In club play, Weitzenberg played water polo for the DeAnza Athletic Foundation team, and the Foothills athletic club teams between 1965-1972.

Weitzenberg participated in 60 international matches during his water polo career. He was part of the U.S. team that won Pan American gold medals in Winnipeg, Canada in 1967, and another gold in Cali, Colombia in 1971. In U.S. domestic competition, Weitzenberg played on teams that won the 1965, 1966, 1969 and 1970 American Athletic Union Sr. National Outdoor Championships.

==1968–72 Olympics==
In 1968, Weitzenberg qualified for the U.S. Olympic Water Polo team, and trained first for two weeks at the DeAnza College Pool, before the team was cut to 16 players and moved to Colorado Springs for training at high altitude. He then traveled with the U.S. Olympic Water Polo team to the 1968 Mexico City Olympics, where the team placed fifth, with Weitzenberg as one of the top overall scorers. Pre-game favorites Yugoslavia took the gold, the Soviet Union took the silver, and Hungary took the bronze medal. Weitzenberg's former Awalt High School Coach, Adam Lambert, was the U.S. Water Polo Team's head coach for pre-Olympic training and at the Olympics in Mexico City. Facing stiff competition in early rounds, the U.S. beat the team from Brazil by a score of 10-5, later reaching a 6-6 tie with Cuba, though they outshot the Cuban team 19-0. In later rounds, the American team lost to pre-game favorites Hungary and the Soviet Union, but beat the East German team by a score of 6-4 in their final rounds to receive their fifth place finish.

Shortly after graduating U. Cal Berkeley, on June 21, 1969, Barry married Michele Smith at the Presbyterian Church in Concord, California. The couple met while students at Berkeley, and Michele worked as a computer programmer at the time of their marriage. At this early stage of his career, Weitzenberg worked as an industrial engineer at FMC Corporation, likely in San Jose. Ushers at the wedding included fellow Olympians Peter Asch, and Gary Scheerer. The couple honeymooned in Hawaii, and planned to live in San Jose.

==72 Bronze Olympic medal==
As a participant at the 1972 Munich Olympic Water polo competition, Weitzenberg was one of America's most experienced team members. The U.S. team was managed by Hall of Fame Head Coach Monte Nitzkowski, a former competitor for Long Beach City College, and assisted by Art Lambert, who had coached Weitzenberg at Awalt High School and would serve as his coach with the water polo team at both the DeAnza Athletic Club and Foothills Athletic Club. The 1972 U.S. men's Olympic water polo team included James Ferguson, Peter Asch, Russel Webb, John Parker, Bruce Bradley, Steven Barnett, James Slatton, Gary Sheerer, and Stanley Cole.

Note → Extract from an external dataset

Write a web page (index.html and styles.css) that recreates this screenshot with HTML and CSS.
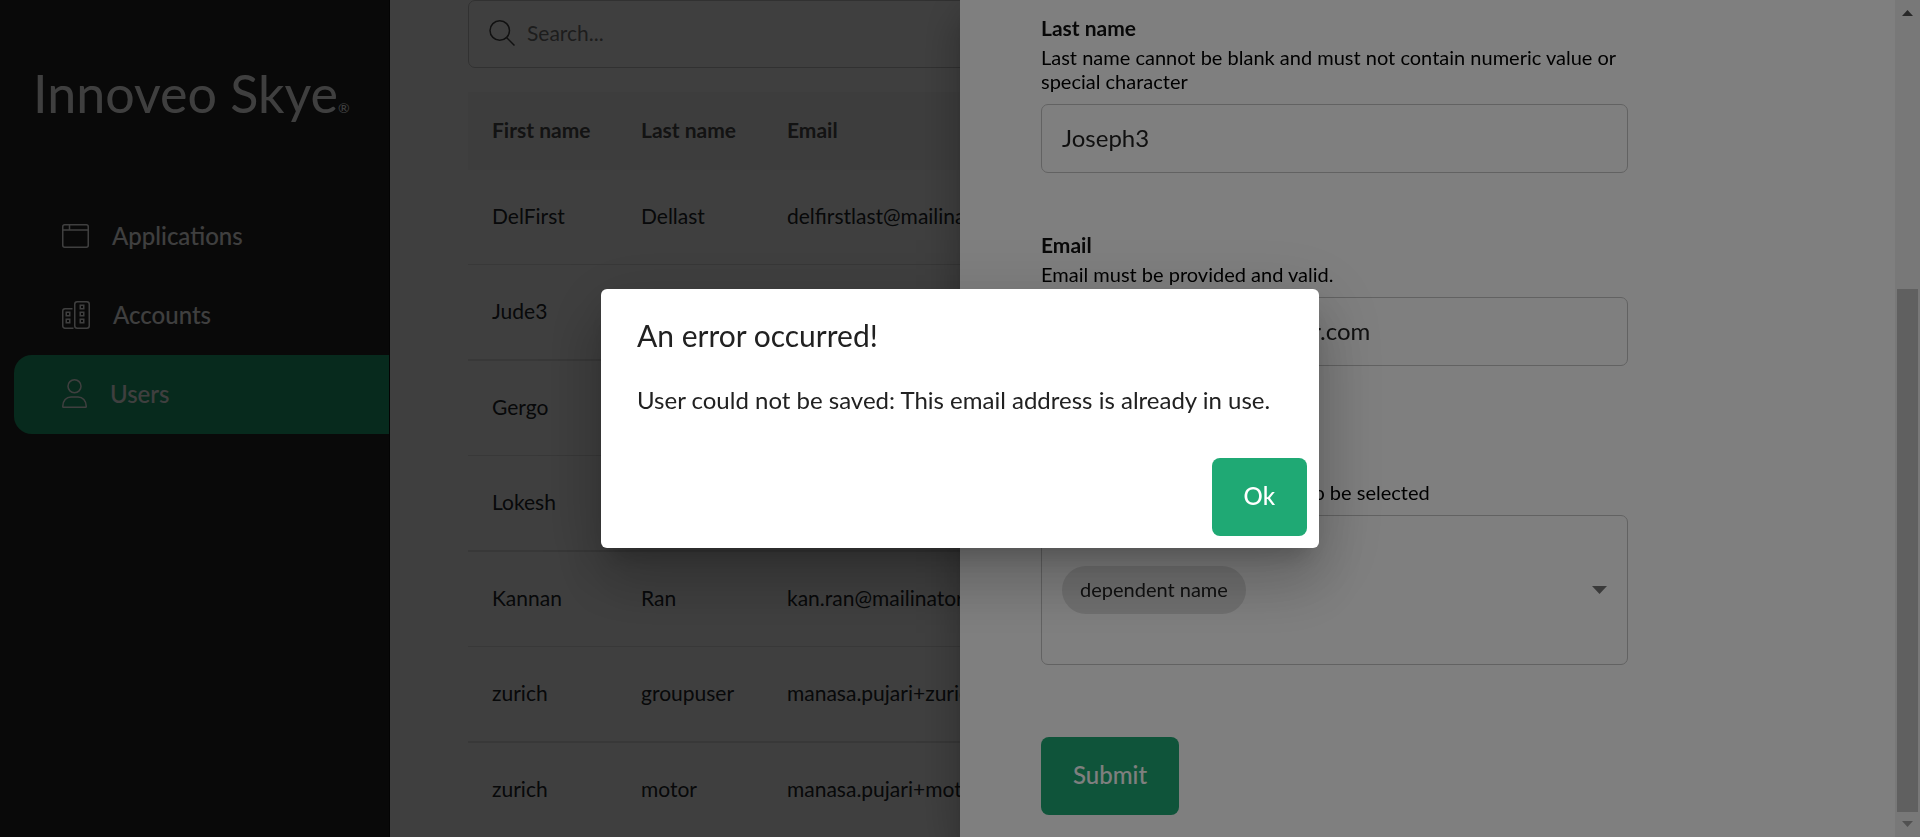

Like Weitzenberg, two other U.S. Water Polo players, Jim Ferguson and Gary Sheerer, had formerly attended Awalt High School. Peter Asch, who also attended the University of California Berkeley, was a 1972 Olympic team mate, and James Slatton and Steve Barnett of Long Beach State played goalkeeper. The U.S. water polo team completed the early Olympic rounds unbeaten with a record of 5-0, which included a win over the defending Olympic championship team Hungary. In later rounds, the American team finished with tie games against pre-game favorites West Germany and the Soviet Union, which ended their chances for winning the gold medal. However, they qualified to compete against the team from Italy in the bronze medal match, later beating the Italian team by a score of 6-5 to capture the bronze with Weitzenberg scoring a goal, and team mate Gary Sheerer, with whom he had attended Awalt High, scoring two goals. The pre-game favorite, the team from the Soviet Union took the gold, with Hungary taking the silver medal. America captured one of several third-place bronze in water polo, but their first medal since 1932.

===Professional career===
With a career in technology and engineering of over 30 years, in the late 1990's Weitzenberg lived in Santa Rosa, worked in the business of optical manufacturing, and served on the board of the Sonoma County Community Foundation. In his earlier career, in 1982 he worked as a corporate level Vice-President of Manufacturing at Santa Rosa's National Control Inc., a manufacturer of electronic control systems, and supervised the Operations of W.C. Dillon, Inc. He had begun work at National Control by 1980. In 1997, he worked as an Executive Vice-President of Operations for SOLA, a major manufacturer of eyeglass lenses in Petaluma, California, during a time of growth. In 2000, Weitzenberg served as the President of SOLA optical in Petaluma, California, producing such products as very hard thin plastic lenses, where he oversaw a period of lay-offs. Prior to serving as President of SOLA Optical, he served as President of the Optics Division of JDS Uniphase, a manufacturer of thin customized film optics.

===Honors===
In 1984, Weitzenberg was inducted into the USA Water Polo Hall of Fame and the California Athletic Hall of Fame in 1987.